Count the lines in the records below that contain the word "index", and give only that number.

Exercise data.
------------------------
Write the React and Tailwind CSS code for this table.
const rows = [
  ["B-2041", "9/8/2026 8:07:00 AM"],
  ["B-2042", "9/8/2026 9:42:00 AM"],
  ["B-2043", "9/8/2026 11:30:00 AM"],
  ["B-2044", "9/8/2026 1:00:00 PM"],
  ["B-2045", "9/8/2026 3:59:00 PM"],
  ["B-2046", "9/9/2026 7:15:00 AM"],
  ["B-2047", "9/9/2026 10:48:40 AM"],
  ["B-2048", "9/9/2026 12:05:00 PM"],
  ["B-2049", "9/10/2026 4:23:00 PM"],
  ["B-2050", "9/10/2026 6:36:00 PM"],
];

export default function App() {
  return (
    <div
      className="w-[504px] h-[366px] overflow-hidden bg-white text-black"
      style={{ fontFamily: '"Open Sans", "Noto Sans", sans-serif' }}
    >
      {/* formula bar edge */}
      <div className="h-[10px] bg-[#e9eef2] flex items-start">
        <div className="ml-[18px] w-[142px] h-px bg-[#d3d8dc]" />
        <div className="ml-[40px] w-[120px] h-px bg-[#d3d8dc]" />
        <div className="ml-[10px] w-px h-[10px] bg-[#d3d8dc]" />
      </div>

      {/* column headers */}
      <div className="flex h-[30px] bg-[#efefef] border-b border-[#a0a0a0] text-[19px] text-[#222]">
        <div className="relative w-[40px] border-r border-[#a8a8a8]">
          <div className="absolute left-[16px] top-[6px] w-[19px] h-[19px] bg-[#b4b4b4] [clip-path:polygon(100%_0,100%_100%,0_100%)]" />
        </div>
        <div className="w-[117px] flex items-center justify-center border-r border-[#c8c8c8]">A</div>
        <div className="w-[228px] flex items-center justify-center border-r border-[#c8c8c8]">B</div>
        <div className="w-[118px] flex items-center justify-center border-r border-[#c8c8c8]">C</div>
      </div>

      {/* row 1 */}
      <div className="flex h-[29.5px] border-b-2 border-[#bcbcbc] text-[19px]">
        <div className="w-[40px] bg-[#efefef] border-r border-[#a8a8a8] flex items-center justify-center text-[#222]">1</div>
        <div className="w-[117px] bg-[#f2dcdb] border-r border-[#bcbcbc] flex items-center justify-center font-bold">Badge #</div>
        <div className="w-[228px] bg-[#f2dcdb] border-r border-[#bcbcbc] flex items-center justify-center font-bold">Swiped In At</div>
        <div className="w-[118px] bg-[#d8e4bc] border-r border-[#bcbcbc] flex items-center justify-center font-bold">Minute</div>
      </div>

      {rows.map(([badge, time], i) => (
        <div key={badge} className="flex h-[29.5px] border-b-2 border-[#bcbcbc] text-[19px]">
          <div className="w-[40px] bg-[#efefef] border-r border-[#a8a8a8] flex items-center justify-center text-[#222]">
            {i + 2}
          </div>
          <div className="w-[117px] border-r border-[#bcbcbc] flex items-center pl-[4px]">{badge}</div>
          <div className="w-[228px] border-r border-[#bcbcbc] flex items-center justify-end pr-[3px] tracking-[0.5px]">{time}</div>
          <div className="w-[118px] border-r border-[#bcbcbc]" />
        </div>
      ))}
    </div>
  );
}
------------------------
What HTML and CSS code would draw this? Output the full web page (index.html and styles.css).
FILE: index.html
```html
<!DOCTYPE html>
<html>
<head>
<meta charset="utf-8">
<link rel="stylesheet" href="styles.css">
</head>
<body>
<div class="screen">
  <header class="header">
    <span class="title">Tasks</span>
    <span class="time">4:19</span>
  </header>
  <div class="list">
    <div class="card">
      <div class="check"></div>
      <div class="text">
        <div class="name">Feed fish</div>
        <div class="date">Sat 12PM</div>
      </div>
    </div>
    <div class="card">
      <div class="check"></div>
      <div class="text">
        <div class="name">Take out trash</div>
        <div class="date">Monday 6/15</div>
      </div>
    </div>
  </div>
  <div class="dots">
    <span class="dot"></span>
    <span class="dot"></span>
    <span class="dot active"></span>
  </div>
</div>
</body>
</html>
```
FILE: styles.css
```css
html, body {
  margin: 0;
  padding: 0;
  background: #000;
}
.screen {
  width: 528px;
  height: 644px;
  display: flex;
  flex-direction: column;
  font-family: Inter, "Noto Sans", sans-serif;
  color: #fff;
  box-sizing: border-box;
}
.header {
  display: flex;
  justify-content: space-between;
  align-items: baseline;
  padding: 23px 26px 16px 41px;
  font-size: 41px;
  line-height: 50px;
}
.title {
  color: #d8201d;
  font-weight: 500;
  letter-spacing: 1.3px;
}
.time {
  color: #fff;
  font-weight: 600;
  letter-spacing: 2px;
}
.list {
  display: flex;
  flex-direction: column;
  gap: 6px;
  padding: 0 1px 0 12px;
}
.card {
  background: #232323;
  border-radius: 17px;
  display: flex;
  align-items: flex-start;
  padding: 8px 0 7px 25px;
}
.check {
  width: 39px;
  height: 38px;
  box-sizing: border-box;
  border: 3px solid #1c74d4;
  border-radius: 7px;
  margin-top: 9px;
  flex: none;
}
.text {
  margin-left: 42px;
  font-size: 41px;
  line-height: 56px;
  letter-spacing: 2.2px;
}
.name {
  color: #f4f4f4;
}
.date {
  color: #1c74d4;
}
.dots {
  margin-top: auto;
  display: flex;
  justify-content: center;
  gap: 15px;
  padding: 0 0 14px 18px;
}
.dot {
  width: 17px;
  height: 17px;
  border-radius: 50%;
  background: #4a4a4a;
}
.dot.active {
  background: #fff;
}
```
------------------------
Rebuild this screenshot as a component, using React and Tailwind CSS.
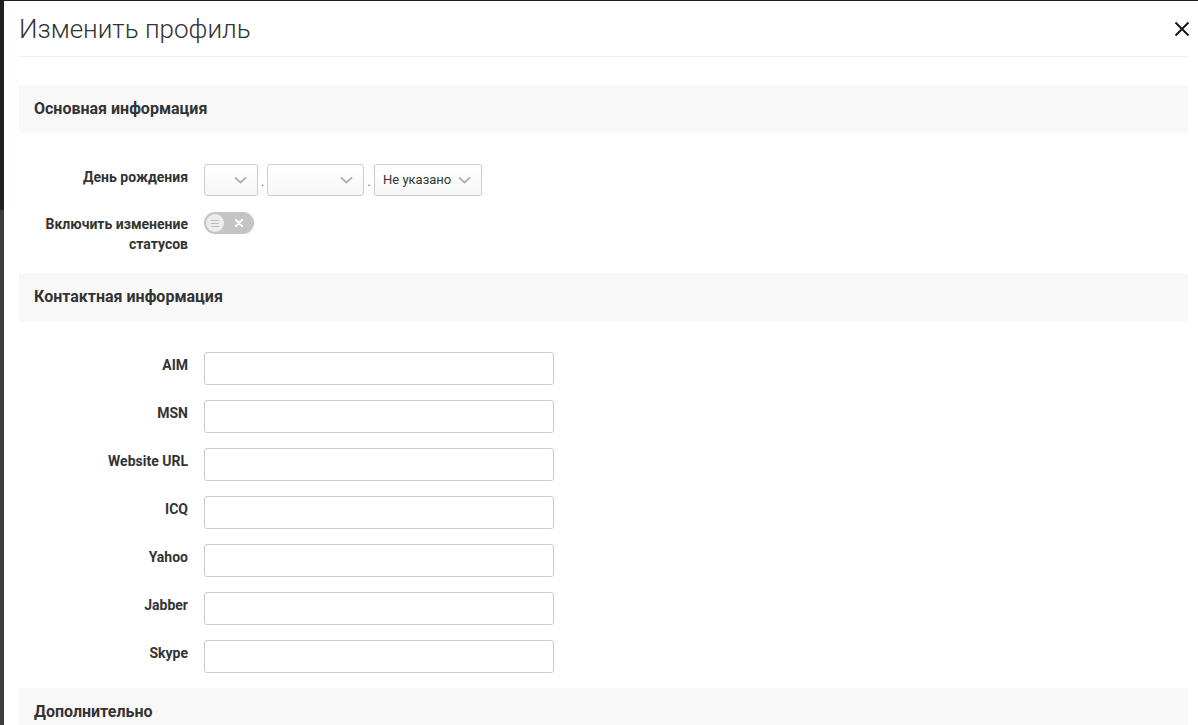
------------------------
Problem solution.
2